Material.

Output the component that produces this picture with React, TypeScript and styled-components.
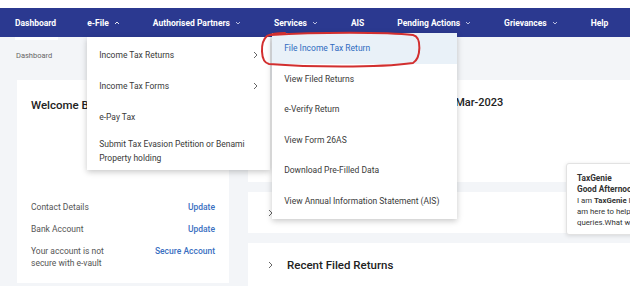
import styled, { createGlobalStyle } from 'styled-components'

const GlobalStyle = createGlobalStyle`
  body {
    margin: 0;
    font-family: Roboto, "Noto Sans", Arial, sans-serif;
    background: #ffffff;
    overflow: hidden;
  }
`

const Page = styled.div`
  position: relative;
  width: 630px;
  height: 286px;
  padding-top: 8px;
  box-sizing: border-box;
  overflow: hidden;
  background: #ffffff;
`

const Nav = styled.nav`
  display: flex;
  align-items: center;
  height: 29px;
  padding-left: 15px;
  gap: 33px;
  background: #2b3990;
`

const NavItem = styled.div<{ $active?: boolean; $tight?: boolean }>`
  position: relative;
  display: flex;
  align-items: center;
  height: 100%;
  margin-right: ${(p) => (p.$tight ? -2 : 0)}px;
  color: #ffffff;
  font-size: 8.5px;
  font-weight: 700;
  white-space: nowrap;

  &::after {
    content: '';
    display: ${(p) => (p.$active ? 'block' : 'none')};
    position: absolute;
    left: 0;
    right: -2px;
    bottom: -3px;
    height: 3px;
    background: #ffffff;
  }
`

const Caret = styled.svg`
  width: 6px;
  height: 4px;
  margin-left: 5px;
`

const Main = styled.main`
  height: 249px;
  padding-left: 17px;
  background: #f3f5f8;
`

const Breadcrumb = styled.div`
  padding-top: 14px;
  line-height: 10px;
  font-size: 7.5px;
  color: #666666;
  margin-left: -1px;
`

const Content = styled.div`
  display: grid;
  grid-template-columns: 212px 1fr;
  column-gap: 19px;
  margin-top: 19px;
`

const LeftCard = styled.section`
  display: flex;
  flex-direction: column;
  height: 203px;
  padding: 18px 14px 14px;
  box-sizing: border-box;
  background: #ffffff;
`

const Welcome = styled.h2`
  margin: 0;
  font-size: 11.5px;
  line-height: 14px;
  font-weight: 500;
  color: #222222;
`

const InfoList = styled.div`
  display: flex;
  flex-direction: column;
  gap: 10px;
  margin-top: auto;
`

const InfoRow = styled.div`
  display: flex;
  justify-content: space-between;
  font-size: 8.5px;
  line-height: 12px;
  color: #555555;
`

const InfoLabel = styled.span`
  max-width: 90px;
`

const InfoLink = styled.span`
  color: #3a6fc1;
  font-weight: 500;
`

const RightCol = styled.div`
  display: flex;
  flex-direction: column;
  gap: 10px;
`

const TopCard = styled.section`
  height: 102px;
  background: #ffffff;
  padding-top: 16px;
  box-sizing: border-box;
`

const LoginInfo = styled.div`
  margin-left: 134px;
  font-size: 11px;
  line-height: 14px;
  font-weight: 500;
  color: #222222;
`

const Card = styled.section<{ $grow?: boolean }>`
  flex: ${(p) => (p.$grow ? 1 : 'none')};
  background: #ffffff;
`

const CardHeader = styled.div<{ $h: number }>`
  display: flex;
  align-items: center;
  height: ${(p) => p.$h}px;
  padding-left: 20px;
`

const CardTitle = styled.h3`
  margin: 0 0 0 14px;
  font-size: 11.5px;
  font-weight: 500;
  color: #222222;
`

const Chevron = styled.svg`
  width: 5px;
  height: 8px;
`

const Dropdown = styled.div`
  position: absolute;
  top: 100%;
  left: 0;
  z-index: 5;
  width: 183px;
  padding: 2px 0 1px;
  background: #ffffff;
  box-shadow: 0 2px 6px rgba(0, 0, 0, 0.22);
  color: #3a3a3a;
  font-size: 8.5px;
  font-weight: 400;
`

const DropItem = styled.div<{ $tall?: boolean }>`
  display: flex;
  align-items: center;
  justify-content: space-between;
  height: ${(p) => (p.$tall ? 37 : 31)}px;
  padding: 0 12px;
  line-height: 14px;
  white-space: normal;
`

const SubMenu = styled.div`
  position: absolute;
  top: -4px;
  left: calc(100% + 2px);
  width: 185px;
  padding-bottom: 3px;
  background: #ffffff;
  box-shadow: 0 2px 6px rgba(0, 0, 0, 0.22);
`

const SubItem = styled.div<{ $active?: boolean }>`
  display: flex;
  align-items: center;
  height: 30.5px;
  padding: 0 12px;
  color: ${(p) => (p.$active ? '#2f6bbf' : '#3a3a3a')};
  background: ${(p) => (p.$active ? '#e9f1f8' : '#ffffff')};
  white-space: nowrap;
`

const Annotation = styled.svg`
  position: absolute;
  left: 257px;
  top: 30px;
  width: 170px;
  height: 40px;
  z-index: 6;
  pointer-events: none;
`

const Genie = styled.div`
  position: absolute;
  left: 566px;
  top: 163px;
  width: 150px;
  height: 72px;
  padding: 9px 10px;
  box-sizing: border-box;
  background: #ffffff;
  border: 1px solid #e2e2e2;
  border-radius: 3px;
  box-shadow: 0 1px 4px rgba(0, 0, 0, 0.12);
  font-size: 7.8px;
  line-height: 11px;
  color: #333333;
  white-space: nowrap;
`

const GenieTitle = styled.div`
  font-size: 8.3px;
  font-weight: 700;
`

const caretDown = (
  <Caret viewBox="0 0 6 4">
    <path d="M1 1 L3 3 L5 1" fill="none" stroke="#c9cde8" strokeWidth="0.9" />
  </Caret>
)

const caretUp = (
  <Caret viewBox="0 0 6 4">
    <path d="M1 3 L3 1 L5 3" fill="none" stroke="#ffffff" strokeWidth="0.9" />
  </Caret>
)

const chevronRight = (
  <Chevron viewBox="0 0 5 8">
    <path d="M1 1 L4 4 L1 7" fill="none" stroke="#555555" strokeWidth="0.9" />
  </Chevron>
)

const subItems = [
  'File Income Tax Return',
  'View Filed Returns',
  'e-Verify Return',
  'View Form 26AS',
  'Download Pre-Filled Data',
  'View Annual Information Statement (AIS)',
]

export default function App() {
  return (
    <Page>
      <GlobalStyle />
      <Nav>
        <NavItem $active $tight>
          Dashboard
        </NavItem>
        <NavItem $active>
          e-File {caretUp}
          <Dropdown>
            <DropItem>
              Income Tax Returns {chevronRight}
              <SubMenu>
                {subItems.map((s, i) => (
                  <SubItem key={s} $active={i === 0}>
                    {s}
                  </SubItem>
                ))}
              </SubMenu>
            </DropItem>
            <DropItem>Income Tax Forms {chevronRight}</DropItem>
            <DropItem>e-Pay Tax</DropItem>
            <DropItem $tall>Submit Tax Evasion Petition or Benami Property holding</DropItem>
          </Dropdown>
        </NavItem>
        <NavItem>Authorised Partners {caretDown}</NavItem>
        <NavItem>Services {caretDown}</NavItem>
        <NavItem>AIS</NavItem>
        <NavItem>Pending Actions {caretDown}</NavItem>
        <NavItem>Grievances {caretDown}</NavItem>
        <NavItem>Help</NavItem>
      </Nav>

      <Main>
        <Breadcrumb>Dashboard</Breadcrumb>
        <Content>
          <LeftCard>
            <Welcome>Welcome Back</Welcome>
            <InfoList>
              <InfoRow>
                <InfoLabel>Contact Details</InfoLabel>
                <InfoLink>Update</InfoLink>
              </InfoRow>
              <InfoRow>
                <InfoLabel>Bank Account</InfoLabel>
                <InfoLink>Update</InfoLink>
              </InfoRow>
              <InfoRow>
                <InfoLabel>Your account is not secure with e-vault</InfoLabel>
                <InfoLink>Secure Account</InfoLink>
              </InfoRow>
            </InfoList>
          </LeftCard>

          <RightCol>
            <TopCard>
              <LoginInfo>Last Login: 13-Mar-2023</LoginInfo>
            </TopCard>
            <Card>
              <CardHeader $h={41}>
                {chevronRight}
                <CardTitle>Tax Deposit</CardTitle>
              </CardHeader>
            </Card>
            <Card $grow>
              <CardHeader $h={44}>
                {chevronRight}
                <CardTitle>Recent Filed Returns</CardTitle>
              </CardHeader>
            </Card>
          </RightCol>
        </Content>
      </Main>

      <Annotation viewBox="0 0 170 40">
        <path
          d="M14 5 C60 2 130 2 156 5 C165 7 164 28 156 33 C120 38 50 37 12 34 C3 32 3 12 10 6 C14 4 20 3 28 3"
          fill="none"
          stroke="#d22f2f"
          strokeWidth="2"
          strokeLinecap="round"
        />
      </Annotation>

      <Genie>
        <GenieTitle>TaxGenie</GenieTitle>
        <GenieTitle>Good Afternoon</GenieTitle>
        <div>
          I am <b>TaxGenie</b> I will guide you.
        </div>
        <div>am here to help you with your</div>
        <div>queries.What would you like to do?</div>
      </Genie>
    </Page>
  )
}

Work to be completed. Find every line that includes the string "with". Report how many there are and nothing else.

The response. 3